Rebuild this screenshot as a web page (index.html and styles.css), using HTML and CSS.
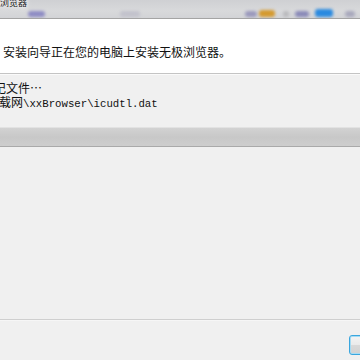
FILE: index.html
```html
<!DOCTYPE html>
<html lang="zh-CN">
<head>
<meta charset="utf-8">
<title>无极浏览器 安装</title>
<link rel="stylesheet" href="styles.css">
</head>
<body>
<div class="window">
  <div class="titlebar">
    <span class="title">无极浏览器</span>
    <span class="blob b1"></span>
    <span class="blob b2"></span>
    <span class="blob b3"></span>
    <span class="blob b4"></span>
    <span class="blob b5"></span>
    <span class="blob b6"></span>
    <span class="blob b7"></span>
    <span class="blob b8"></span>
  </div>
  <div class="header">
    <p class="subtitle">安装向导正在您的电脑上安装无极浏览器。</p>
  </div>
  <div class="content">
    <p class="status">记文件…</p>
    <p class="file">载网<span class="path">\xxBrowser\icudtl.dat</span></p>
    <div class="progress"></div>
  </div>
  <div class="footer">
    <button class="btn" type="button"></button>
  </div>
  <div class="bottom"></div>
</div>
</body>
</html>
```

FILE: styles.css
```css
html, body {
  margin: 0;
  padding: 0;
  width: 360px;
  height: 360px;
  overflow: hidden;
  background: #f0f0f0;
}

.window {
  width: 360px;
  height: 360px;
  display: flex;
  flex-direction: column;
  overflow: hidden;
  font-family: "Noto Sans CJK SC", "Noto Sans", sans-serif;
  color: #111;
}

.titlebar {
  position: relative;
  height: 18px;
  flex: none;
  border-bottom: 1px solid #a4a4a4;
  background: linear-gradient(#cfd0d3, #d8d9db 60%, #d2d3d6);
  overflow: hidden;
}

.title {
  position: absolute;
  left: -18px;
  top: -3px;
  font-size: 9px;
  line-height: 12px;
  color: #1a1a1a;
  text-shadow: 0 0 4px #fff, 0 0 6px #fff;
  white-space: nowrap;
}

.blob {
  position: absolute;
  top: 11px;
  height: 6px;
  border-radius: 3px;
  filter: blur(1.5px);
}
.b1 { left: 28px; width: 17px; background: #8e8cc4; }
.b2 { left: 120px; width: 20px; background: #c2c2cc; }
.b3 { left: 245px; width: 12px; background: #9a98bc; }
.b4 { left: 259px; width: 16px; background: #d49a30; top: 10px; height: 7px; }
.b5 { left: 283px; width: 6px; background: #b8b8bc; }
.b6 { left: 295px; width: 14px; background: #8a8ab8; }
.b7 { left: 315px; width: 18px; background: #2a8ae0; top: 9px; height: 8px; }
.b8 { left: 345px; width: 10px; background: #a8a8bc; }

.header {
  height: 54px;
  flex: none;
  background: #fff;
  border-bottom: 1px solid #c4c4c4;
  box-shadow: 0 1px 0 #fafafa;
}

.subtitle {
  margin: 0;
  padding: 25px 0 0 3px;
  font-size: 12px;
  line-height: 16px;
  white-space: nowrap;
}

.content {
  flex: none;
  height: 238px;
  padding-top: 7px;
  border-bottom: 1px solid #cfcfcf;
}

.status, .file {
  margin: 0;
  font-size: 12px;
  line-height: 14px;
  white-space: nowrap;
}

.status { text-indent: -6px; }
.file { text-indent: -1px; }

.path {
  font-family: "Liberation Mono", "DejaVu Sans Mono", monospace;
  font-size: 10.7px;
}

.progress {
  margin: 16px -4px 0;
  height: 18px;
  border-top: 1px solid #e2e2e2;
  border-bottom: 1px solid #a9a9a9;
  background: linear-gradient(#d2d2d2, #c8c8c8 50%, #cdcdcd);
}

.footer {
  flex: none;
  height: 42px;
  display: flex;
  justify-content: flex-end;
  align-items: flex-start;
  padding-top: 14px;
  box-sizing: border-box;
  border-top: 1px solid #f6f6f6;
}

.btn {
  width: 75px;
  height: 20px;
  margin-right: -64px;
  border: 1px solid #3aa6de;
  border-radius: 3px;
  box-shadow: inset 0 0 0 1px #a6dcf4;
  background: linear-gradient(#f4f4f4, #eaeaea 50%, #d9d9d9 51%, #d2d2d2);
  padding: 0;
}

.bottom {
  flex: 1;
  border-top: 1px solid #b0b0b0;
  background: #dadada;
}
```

+++

◆ **EXERCISE**:
Write out each line of the data that holds the string "index".

◆ **FULL SOLUTION**:
Rebuild this screenshot as a web page (index.html and styles.css), using HTML and CSS.
FILE: index.html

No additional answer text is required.